The problem
In 1976, the Alberta government told an Edmonton farmer his private land was to be turned into a park and offered him a pittance for compensation; it was only in court years later that the province was forced to admit it actually wanted his land for a highway—which would have triggered much higher compensation. In Vancouver in 2000, the City told the Canadian Pacific Railway that CPR land was henceforth to be a public space—and that no compensation would ever be paid; six years later, the Supreme Court of Canada endorsed the de facto confiscation.

What do these two cases — one from a private landowner with limited resources and one from a corporation with much deeper pockets — have in common? Both are examples of how government regulation can and does restrict the use of property to such an extent that such restrictions are akin to expropriation. Except that when governments use regulation to seize property, compensation is often small or in most cases, non-existent.

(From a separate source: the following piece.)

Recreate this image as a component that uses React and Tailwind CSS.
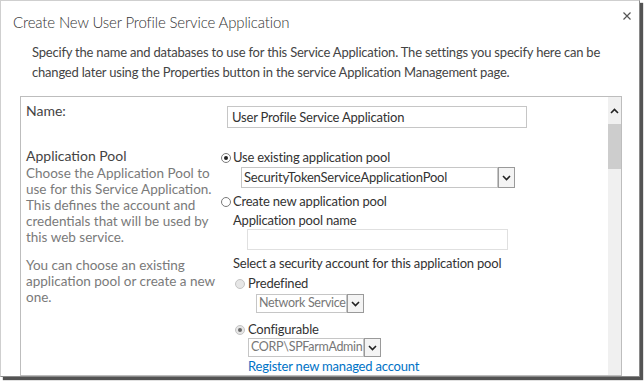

In some cases, that is precisely why governments use regulation: it allows them to avoid paying compensation that would otherwise be due if expropriation statutes were in play. Here’s how it works: the regulation is imposed; the freeze or partial freeze occurs; the devaluation results; little or no compensation is offered.

The remedy from Europe
This book points the way out of such undesirable policies while also recognizing the reality and desirability of some regulation. The book includes international examples of compensation for what’s known as “regulatory takings” and outlines how countries such as Sweden, Finland, Germany, Holland, Israel, and others treat private property owners much more fairly, providing compensation for regulations that “freeze” one’s property. Stealth Confiscation offers examples of such sensible policy, explains Canada’s historic attachment to property rights, and analyzes recent initiatives for both legislative and constitutional reform.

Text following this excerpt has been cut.